Question

Let \(l\) be the lower class limit of a class-interval in a frequency distribution and \(m\) be the mid point of the class. Then the upper class limit of the class is :

• A. \(m + \frac{l+m}{2}\)
• B. \(l + \frac{m+l}{2}\)
• C. \(2m - l\)
• D. \(m - 2l\)

Hint:

The mid-point (\(m\)) of a class is exactly in the middle of the lower limit (\(l\)) and upper limit (\(u\)). So, \(m = \frac{l+u}{2}\).

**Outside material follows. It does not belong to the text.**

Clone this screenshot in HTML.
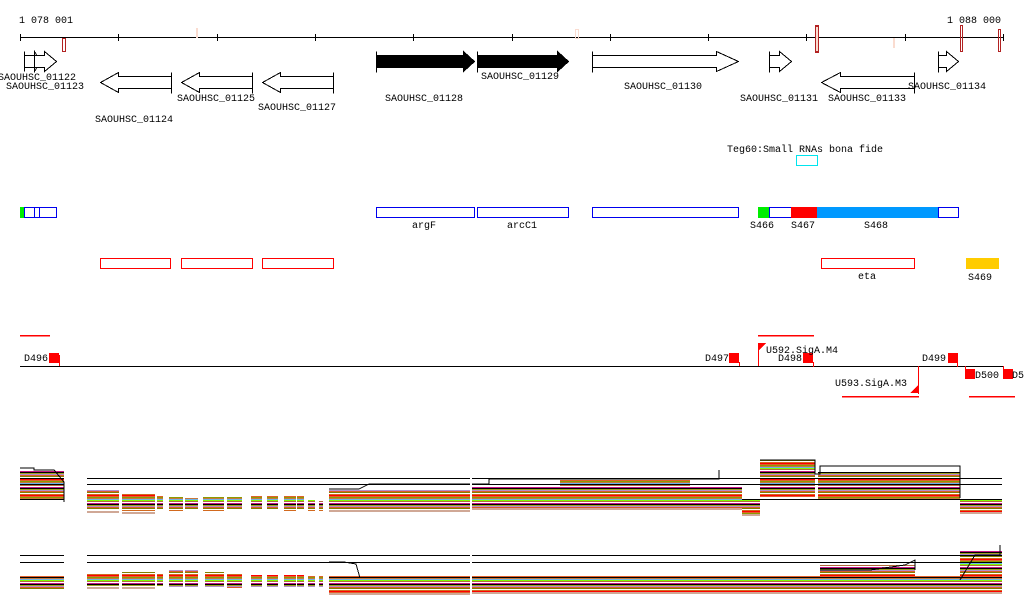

To find the upper limit (\(u\)) if you know \(l\) and \(m\): 1. Multiply mid-point by 2: \(2m = l+u\) 2. Subtract the lower limit: \(u = 2m - l\)

Answer 1

The Correct Option is C

Concept: In a frequency distribution, for any class interval:
Let \(l\) be the lower class limit.
Let \(u\) be the upper class limit.
The mid-point (\(m\)) of the class interval is the average of the lower and upper class limits. Mid-point formula: \(m = \frac{l + u}{2}\) Step 1: Use the mid-point formula We are given the mid-point formula: \[ m = \frac{l + u}{2} \] We are given \(l\) (lower class limit) and \(m\) (mid-point), and we need to find \(u\) (upper class limit). Step 2: Rearrange the formula to solve for \(u\) Multiply both sides of the equation by 2: \[ 2m = l + u \] Now, isolate \(u\) by subtracting \(l\) from both sides: \[ 2m - l = u \] So, the upper class limit \(u\) is equal to \(2m - l\). Step 3: Compare with the options The derived expression for the upper class limit is \(2m - l\). This matches option (3). Example: Let a class interval be 10-20. Lower class limit, \(l = 10\). Upper class limit, \(u = 20\). Mid-point, \(m = \frac{10+20}{2} = \frac{30}{2} = 15\). Now let's use the formula \(u = 2m - l\) to check: \(u = 2(15) - 10 = 30 - 10 = 20\). This is correct.